▶ **PROVIDED MATERIAL**:
....................
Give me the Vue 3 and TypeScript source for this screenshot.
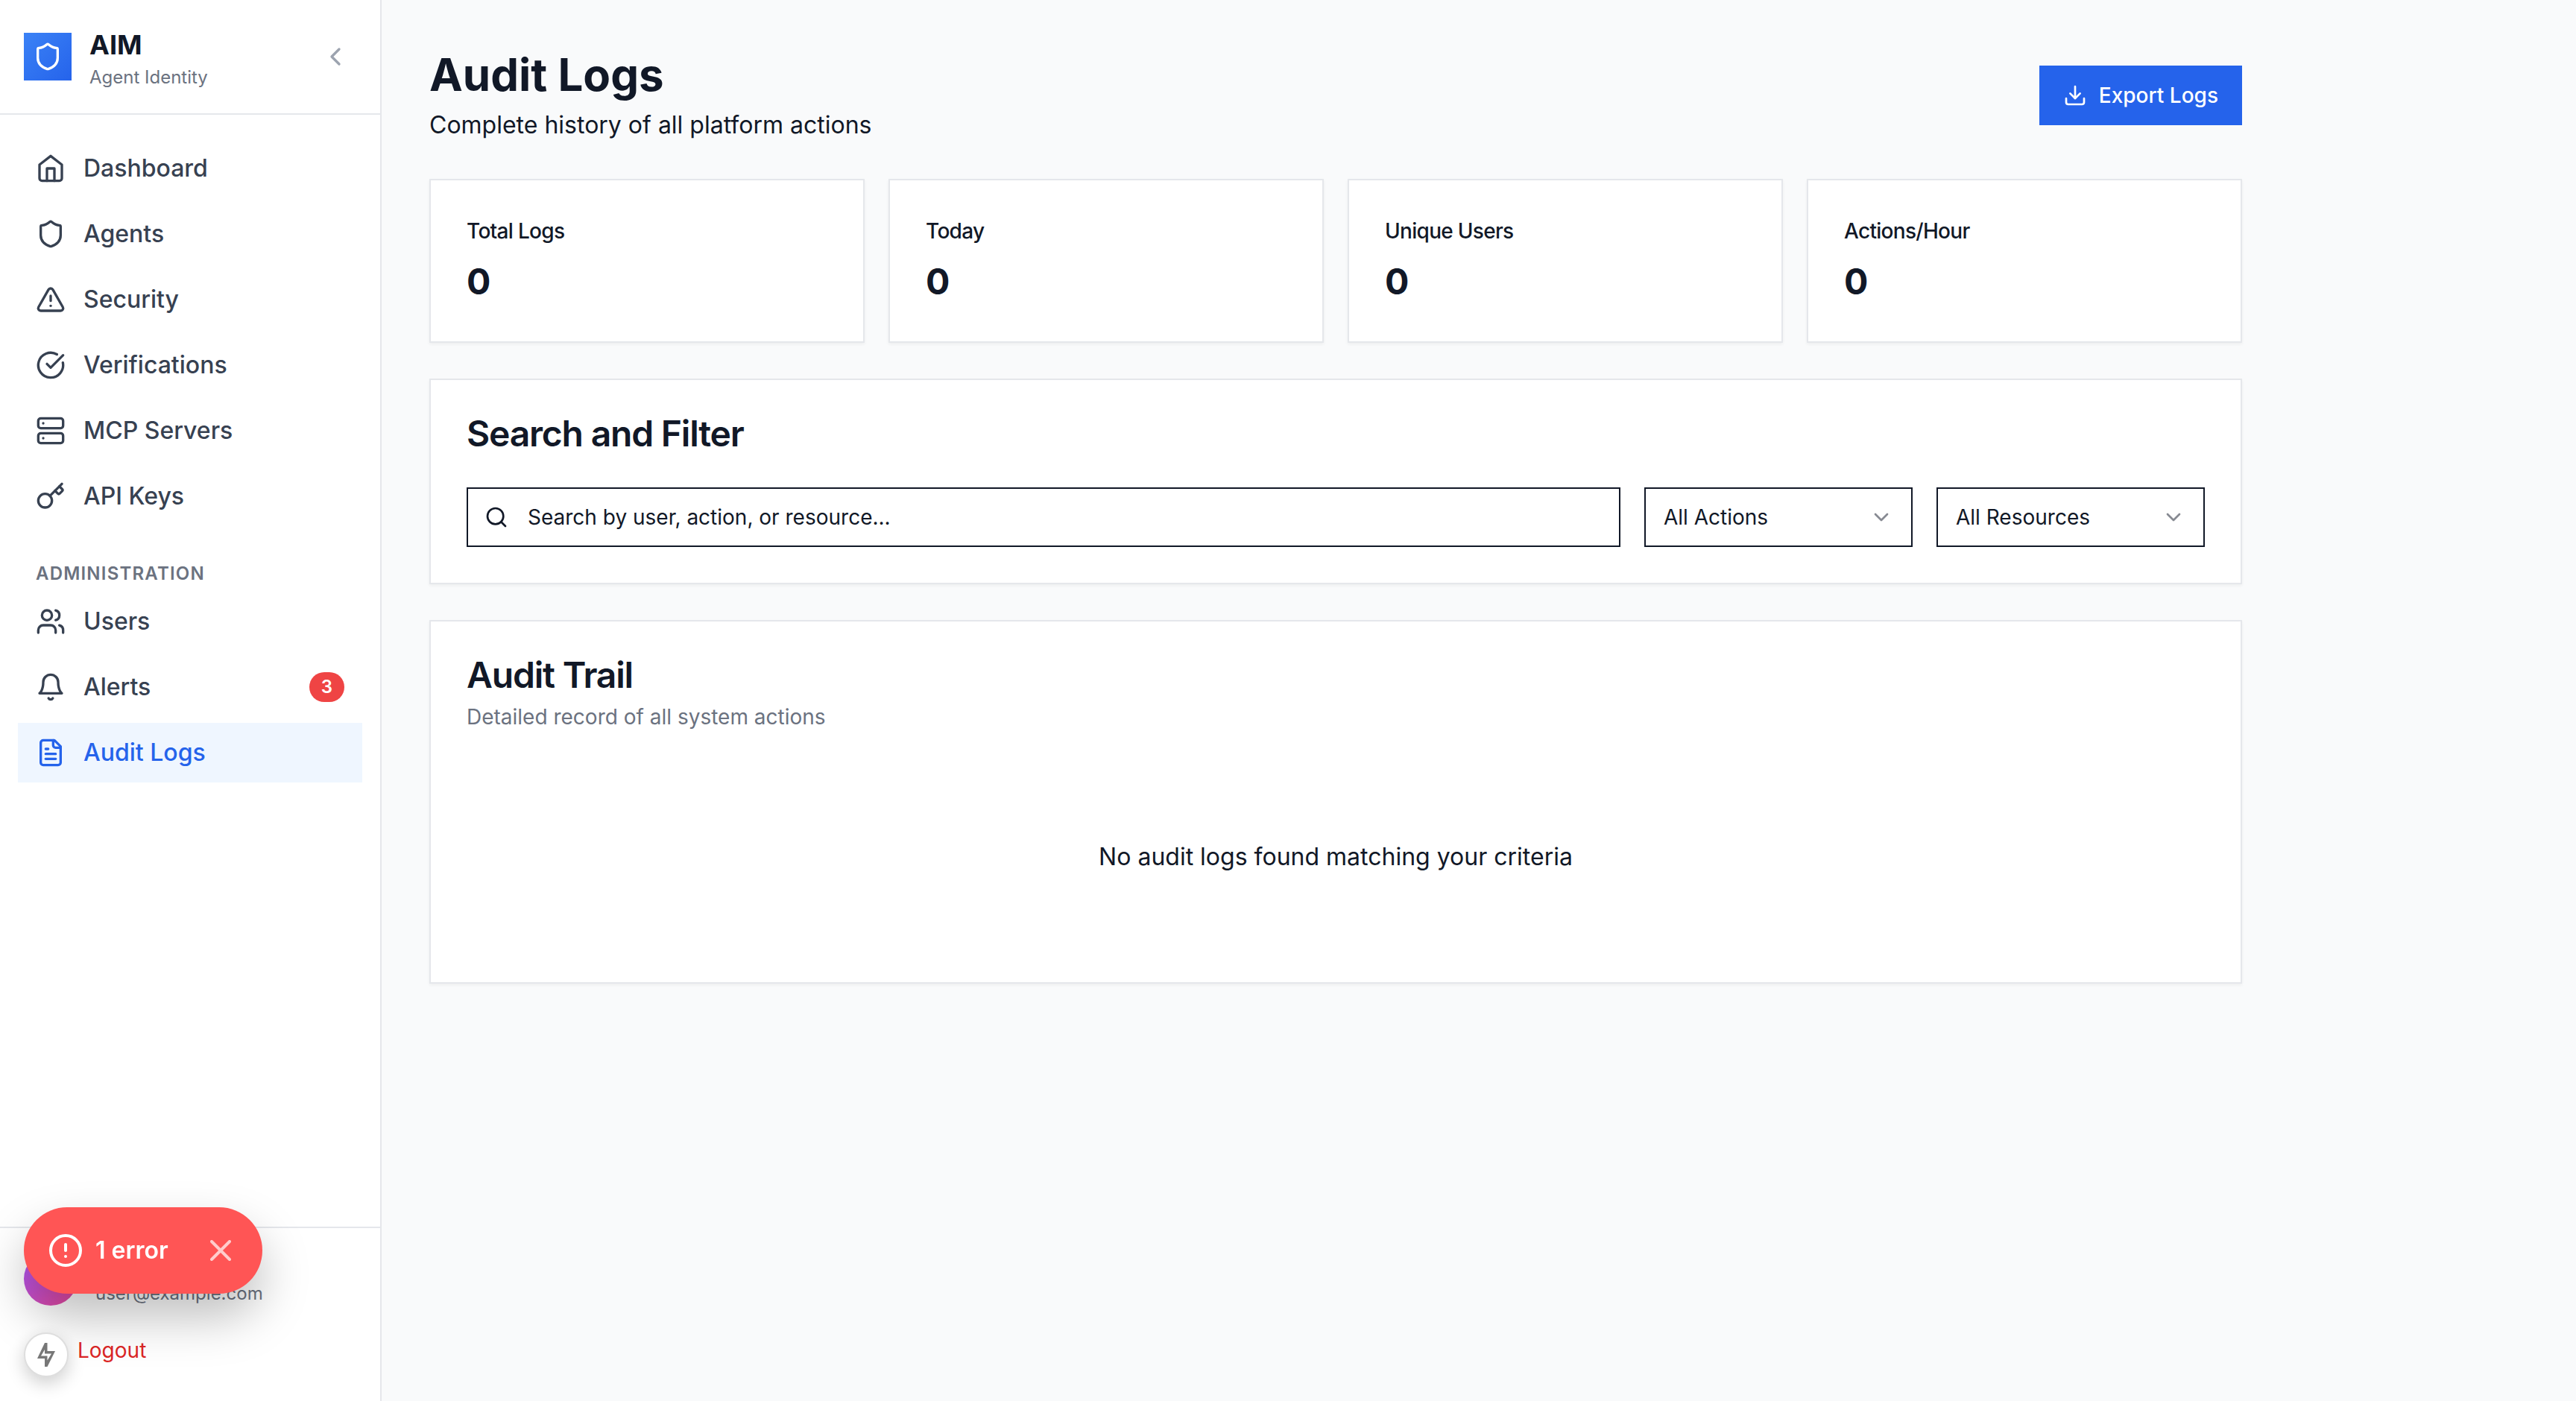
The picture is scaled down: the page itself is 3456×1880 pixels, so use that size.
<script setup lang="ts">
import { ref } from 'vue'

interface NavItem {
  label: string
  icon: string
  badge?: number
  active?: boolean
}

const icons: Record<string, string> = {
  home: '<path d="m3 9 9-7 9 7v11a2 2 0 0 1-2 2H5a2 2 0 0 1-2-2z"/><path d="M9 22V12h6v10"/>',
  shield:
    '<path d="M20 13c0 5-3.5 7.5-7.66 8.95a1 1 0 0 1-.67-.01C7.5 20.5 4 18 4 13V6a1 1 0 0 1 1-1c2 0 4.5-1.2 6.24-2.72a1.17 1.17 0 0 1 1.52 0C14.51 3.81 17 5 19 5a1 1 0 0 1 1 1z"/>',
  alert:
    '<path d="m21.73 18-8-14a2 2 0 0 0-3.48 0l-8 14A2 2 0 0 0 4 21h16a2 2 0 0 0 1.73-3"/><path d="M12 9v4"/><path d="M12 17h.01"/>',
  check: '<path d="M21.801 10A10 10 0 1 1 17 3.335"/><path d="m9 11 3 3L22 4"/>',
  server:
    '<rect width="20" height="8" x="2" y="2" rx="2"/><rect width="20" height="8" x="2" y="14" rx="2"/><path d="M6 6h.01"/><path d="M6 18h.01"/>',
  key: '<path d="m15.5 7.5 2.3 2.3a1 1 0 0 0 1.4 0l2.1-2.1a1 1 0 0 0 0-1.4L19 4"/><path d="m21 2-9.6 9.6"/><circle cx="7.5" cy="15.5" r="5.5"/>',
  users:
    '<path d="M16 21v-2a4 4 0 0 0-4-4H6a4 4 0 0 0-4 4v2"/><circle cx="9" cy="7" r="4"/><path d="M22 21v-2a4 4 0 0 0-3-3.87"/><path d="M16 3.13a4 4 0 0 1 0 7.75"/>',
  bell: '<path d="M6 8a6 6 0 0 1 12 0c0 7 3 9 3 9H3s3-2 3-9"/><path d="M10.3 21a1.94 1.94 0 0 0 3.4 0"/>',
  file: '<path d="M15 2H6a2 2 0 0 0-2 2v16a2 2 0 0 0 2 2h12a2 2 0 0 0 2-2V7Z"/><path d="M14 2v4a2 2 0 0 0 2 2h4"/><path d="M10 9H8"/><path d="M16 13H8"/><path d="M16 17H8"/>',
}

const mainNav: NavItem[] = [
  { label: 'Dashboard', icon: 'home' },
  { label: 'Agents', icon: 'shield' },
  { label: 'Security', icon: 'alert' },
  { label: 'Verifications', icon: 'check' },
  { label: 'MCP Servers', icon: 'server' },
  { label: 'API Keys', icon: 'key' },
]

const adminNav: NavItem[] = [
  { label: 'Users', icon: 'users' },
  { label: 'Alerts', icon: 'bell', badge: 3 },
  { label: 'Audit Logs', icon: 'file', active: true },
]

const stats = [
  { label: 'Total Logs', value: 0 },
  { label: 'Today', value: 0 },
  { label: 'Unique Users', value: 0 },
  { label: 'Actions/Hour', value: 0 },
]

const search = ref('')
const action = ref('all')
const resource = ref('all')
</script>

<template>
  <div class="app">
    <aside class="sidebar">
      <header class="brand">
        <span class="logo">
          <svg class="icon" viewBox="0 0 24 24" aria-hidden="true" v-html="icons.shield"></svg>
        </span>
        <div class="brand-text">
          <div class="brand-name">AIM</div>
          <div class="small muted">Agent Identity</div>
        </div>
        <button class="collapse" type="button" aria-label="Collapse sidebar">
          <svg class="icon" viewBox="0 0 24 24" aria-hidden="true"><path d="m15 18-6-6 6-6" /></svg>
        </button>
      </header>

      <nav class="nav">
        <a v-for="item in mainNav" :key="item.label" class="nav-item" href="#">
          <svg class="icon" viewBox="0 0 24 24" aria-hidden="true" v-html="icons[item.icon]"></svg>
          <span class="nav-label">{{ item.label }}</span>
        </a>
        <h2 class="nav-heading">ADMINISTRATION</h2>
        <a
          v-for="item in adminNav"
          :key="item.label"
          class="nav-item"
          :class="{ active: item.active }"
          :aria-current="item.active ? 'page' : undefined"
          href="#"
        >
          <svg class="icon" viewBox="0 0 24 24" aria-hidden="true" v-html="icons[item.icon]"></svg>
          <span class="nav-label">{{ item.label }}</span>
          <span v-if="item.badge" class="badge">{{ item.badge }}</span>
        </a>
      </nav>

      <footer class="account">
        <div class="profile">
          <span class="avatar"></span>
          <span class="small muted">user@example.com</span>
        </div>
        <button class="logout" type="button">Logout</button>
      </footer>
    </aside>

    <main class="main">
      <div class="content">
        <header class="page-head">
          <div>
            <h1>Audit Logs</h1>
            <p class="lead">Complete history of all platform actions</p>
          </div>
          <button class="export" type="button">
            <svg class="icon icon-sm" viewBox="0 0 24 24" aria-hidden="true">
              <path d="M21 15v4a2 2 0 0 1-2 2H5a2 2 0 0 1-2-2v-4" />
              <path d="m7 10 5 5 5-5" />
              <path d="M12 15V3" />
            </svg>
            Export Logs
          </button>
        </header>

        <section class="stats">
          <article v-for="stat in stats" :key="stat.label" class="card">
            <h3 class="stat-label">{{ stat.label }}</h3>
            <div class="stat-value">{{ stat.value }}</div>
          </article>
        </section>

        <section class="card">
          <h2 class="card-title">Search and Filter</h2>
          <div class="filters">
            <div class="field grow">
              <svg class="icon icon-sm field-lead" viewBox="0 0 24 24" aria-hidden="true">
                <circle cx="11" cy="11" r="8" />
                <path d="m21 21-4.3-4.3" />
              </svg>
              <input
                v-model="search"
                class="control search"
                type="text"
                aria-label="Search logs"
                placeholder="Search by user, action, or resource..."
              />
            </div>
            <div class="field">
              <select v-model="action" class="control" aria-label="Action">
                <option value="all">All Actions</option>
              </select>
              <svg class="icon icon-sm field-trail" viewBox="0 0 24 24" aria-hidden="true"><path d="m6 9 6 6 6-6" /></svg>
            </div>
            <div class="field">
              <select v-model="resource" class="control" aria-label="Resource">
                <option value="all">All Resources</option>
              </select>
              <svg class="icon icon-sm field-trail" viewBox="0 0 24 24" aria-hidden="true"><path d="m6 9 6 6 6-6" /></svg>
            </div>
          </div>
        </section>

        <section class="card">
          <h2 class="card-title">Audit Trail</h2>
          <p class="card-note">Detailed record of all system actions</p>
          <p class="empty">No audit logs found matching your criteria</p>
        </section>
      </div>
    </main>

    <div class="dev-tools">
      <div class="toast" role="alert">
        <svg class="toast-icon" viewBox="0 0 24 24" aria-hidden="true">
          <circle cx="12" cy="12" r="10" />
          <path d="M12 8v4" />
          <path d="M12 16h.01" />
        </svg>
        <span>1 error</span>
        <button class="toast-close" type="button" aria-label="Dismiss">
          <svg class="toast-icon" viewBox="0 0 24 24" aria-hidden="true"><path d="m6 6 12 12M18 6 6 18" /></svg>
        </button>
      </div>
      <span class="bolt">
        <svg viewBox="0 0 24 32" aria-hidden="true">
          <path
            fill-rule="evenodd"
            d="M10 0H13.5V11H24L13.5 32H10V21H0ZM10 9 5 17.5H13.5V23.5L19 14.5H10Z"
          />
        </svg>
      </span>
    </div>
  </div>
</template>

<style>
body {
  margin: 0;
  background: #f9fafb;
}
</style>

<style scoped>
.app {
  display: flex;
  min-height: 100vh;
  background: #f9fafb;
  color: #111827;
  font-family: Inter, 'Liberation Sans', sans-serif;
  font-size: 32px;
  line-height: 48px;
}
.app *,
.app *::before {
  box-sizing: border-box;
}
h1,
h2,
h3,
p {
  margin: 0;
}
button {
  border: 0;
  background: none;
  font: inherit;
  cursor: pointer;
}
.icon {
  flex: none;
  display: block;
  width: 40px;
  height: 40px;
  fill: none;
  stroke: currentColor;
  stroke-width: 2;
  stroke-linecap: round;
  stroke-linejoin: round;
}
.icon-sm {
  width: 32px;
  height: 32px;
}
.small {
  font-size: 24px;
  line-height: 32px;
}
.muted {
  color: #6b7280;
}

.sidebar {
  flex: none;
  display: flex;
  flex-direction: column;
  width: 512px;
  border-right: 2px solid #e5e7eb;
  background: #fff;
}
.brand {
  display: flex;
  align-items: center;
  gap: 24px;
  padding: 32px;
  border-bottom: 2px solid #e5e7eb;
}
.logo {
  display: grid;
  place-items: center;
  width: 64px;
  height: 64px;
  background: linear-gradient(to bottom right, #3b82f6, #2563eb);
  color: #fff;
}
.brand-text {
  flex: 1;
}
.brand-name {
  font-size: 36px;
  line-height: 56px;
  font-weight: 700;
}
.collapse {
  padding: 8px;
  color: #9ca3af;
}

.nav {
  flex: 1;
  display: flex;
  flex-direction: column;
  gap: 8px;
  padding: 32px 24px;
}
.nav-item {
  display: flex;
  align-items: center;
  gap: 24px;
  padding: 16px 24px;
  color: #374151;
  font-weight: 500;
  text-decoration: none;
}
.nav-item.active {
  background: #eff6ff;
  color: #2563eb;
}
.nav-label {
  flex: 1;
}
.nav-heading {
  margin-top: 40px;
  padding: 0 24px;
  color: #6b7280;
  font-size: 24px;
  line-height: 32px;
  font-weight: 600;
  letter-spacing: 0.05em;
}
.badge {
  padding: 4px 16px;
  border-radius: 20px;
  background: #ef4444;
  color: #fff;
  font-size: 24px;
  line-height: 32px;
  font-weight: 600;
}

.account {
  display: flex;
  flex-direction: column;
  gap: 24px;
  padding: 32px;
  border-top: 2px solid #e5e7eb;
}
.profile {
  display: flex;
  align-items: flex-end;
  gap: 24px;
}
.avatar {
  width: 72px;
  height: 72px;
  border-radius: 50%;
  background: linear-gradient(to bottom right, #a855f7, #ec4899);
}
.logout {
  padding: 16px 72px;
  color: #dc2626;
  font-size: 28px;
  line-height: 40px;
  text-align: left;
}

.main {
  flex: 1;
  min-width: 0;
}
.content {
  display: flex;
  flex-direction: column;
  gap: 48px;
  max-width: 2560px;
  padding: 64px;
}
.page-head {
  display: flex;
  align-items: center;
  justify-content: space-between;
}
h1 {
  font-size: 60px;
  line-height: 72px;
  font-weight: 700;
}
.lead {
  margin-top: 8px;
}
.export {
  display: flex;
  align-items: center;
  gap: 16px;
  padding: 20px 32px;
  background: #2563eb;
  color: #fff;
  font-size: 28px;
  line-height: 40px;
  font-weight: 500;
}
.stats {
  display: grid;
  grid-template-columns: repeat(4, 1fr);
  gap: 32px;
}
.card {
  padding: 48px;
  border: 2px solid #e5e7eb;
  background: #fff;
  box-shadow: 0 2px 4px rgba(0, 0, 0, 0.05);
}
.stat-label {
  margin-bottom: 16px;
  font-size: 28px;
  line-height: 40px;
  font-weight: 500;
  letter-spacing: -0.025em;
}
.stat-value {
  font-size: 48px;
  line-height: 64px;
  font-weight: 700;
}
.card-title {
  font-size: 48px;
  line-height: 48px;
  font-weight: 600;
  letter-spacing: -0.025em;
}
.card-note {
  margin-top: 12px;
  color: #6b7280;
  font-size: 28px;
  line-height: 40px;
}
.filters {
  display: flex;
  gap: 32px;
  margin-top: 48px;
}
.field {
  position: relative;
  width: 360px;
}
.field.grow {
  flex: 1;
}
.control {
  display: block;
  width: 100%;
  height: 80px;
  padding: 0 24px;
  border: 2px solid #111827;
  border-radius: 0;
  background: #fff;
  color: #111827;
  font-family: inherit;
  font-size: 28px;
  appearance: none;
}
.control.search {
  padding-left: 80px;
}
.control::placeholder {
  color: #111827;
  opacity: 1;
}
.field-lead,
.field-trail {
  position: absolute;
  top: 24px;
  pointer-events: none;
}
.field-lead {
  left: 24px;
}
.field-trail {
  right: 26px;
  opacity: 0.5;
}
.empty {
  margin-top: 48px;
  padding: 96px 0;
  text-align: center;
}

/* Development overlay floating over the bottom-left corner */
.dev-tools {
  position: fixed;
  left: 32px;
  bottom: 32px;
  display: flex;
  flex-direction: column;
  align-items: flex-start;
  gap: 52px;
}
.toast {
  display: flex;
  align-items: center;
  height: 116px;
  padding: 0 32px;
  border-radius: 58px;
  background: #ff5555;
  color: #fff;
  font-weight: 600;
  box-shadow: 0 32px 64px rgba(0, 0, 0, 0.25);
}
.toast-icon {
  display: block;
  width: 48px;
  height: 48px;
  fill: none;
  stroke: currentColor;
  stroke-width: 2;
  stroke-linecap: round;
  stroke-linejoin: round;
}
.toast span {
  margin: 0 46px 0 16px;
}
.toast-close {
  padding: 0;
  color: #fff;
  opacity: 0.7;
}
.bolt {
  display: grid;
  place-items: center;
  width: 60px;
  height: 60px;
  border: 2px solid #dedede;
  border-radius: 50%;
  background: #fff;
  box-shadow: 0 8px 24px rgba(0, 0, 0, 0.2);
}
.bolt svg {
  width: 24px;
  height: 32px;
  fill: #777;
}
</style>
....................
Where a line above holds the string "page", show that line.

▶ **WORKED SOLUTION**:
The picture is scaled down: the page itself is 3456×1880 pixels, so use that size.
          :aria-current="item.active ? 'page' : undefined"
        <header class="page-head">
.page-head {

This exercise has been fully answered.